The walk served as a useful diagnostic for my training progress so far. By far the biggest problem was actually my shoulders. About 15k in, both of my shoulders were spasming in agony. A few shoulder rotations helped, and I didn’t stop for it because there was no clear indication that the walk was creating an injury; it’s just my bloody useless thoracic/cervical spine doing it’s usual crap job. So I will be increasing my shoulder maintenance routines, and seeing if I can figure out why walking is causing the problem. As far as I can tell, it’s irritating the nerves, probably at the junction of C5 and C6 (based on the pattern of the pain), which suggest a hypermobility there, caused by a lack of mobility probably between C6 and C7. In addition to mobility exercises for my upper spine, I’ll also be trying those ghastly ski poles that have become super-fashionable amongst walkers. I hate them because they’re ski poles, but you’re not skiing, and because they occupy both hands at once, and because they’re weapons but not very good weapons (not least because the handle is optimised for an ice-pick grip, though you’d never normally hold a weapon that long that way); seeing a gaggle of walkers coming towards me who are all heavily armed with crap weapons (as I see them), and clearly have no idea of point control, gives me conniptions. [Boy was I ever wrong about those sticks. They are a complete game changer.]

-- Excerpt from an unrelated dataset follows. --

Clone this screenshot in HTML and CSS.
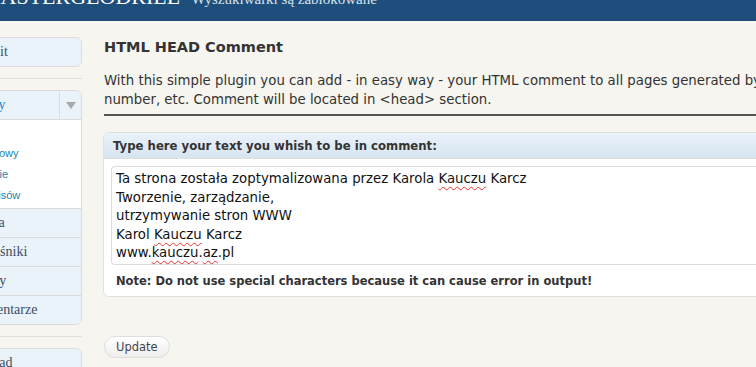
FILE: index.html
```html
<!DOCTYPE html>
<html lang="pl">
    <head>
        <meta charset="UTF-8" />
        <meta name="viewport" content="width=device-width, initial-scale=1.0" />
        <title>HTML HEAD Comment</title>

        <link rel="stylesheet" href="styles.css">
    </head>
    <body>
        <header class="top">
            <h1 class="site-name">MASTERGEODRILL</h1>
            <span class="privacy">Wyszukiwarki są zablokowane</span>
        </header>

        <div class="wrap">
            <nav class="menu">
                <ul class="group">
                    <li class="item first last"><span class="label">Kokpit</span></li>
                </ul>
                <div class="separator"></div>
                <ul class="group">
                    <li class="item first open">
                        <span class="label">Wpisy</span>
                        <span class="toggle"></span>
                    </li>
                    <li class="submenu">
                        <a>Edycja</a>
                        <a>Dodaj nowy</a>
                        <a>Kategorie</a>
                        <a>Tagi wpisów</a>
                    </li>
                    <li class="item"><span class="label">Media</span></li>
                    <li class="item"><span class="label">Odnośniki</span></li>
                    <li class="item"><span class="label">Strony</span></li>
                    <li class="item last"><span class="label">Komentarze</span></li>
                </ul>
                <div class="separator"></div>
                <ul class="group">
                    <li class="item first"><span class="label">Wygląd</span></li>
                </ul>
            </nav>

            <main class="content">
                <h2>HTML HEAD Comment</h2>
                <p class="intro">With this simple plugin you can add - in easy way - your HTML comment to all pages generated by WordPress, e.g. author, phone number, etc. Comment will be located in &lt;head&gt; section.</p>
                <hr />

                <div class="postbox">
                    <h3>Type here your text you whish to be in comment:</h3>
                    <div class="inside">
                        <div class="textbox">Ta strona została zoptymalizowana przez Karola <span class="typo">Kauczu</span> Karcz<br>Tworzenie, zarządzanie,<br>utrzymywanie stron WWW<br>Karol <span class="typo">Kauczu</span> Karcz<br>www.<span class="typo">kauczu</span>.<span class="typo">az</span>.pl</div>
                        <p class="note">Note: Do not use special characters because it can cause error in output!</p>
                    </div>
                </div>

                <button class="button">Update</button>
            </main>
        </div>
    </body>
</html>
```

FILE: styles.css
```css
* {
    box-sizing: border-box;
}
body {
    margin: 0;
    font-family: "DejaVu Sans", Verdana, sans-serif;
    font-size: 13.3px;
    color: #333;
    background-color: #f6f5f0;
    overflow: hidden;
}

.top {
    height: 21px;
    background-color: #1e4f7c;
    display: flex;
    align-items: flex-end;
    overflow: hidden;
    white-space: nowrap;
}

.site-name {
    margin: 0 0 13px -19px;
    font-family: "Liberation Serif", serif;
    font-weight: normal;
    font-size: 22px;
    line-height: 1;
    color: #fff;
}

.privacy {
    margin: 0 0 14px 11px;
    font-family: "Liberation Serif", serif;
    font-size: 15px;
    line-height: 1;
    color: #d6e0ea;
}

.wrap {
    display: flex;
    gap: 22px;
}

.menu {
    flex: 0 0 142px;
    margin-left: -60px;
    padding-top: 16px;
}

.group {
    margin: 0;
    padding: 0;
    list-style: none;
    border: 1px solid #dcdcdc;
    border-radius: 0 6px 6px 0;
    overflow: hidden;
}

.item {
    display: flex;
    height: 29px;
    align-items: center;
    padding-left: 28px;
    background-color: #eaf2fa;
    border-top: 1px solid #dcdcdc;
    font-family: "Liberation Serif", serif;
    font-size: 14px;
    color: #3a4d62;
}

.item.first {
    border-top: 0;
    height: 28px;
}

.item.open {
    color: #2a83c6;
}

.item .label {
    flex: 1;
    white-space: nowrap;
}

.toggle {
    align-self: stretch;
    width: 22px;
    border-left: 1px solid #dcdcdc;
    display: flex;
    align-items: center;
    justify-content: center;
}

.toggle::after {
    content: "";
    border-left: 5px solid transparent;
    border-right: 5px solid transparent;
    border-top: 7px solid #a9a9a9;
}

.submenu {
    background-color: #fff;
    border-top: 1px solid #dcdcdc;
    padding: 2px 0 2px 20px;
}

.submenu a {
    display: block;
    line-height: 21px;
    font-family: "Liberation Sans", Arial, sans-serif;
    font-size: 11px;
    color: #2583ad;
    white-space: nowrap;
}

.separator {
    height: 1px;
    margin: 11px 0;
    background-color: #dedede;
}

.content {
    flex: 1;
    min-width: 0;
    padding-top: 16px;
    white-space: nowrap;
}

h2 {
    margin: 0;
    font-size: 14.5px;
    line-height: 20px;
    font-weight: bold;
    color: #333;
}

.intro {
    margin: 14px 0 0;
    width: 880px;
    white-space: normal;
    line-height: 19px;
}

hr {
    margin: 5px 0 0;
    border: 0;
    border-top: 2px solid #555;
    width: 760px;
}

.postbox {
    margin: 16px 0 0 -1px;
    width: 760px;
    background-color: #fff;
    border: 1px solid #dfdfdf;
    border-radius: 6px 0 0 6px;
    overflow: hidden;
}

.postbox h3 {
    margin: 0;
    height: 26px;
    padding: 1px 0 0 9px;
    line-height: 25px;
    font-size: 11.7px;
    font-weight: bold;
    color: #333;
    background: linear-gradient(#eaf2fa, #d7e4f0);
    border-bottom: 1px solid #dfdfdf;
}

.inside {
    padding: 7px 0 0 7px;
}

.textbox {
    height: 99px;
    padding: 3px 4px;
    border: 1px solid #dcdcdc;
    border-right: 0;
    border-radius: 4px 0 0 4px;
    line-height: 18.5px;
    color: #111;
}

.typo {
    text-decoration: underline wavy #e33;
    text-decoration-thickness: 1px;
    text-underline-offset: 3px;
}

.note {
    margin: 0;
    padding: 9px 0 8px 5px;
    font-size: 11.5px;
    font-weight: bold;
    color: #333;
}

.button {
    margin-top: 39px;
    padding: 0 11px;
    height: 22px;
    border: 1px solid #dedede;
    border-radius: 11px;
    background: linear-gradient(#fff, #eeeeee);
    font-family: "DejaVu Sans", Verdana, sans-serif;
    font-size: 11.5px;
    color: #464646;
}
```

I started out the walk with a four-beat breathing rhythm: in for four steps, out for four steps (no breath-holding). As I warmed up and sped up over a couple of k, that went up to three and three; on the hilly bits, it even went up to two and two. In the easier stages (most of the walk is pretty flat; this is East Anglia after all!) it sometimes went down to five and five, and at no stage was I at all out of breath. When I could see a hilly bit coming, I'd deliberately increase the pace of my breathing to purge CO2 and prevent creating an oxygen debt.

The next day I was completely fine: no significant stiffness or pain. I could feel that my legs had been active, and the soles of my feet were a bit tired, but that was it. (I was wearing Vivobarefoot winter boots).

I am also thinking about doing the long walk in a state of ketosis, to reduce oxygen requirements and because it’s generally better for endurance work. Triggering ketosis is easy enough, but it requires some preparation, and may be hard to maintain with the food available at the actual event. We’ll see…

Advice Please!

Perhaps the most important decision that I have yet to make about this walk is which charity to support. Givewell.org have their recommendations, which are based on lives saved for dollars spent. But I’m not sure that the charities they recommend are necessarily the best use of the funds. Preventing malaria is of course massively worthwhile, but Bill Gates is currently working on it. Will whatever I can raise really make a difference? Perhaps something along the lines of education? Or sexual equality? Education for girls in the developing world perhaps? What about baby rhinos? Or pandas? God, this is such a first-world problem to have, isn’t it? I would very much like to hear your recommendations. When I’ve chosen a cause to support, rest assured I’ll be asking you to donate towards it.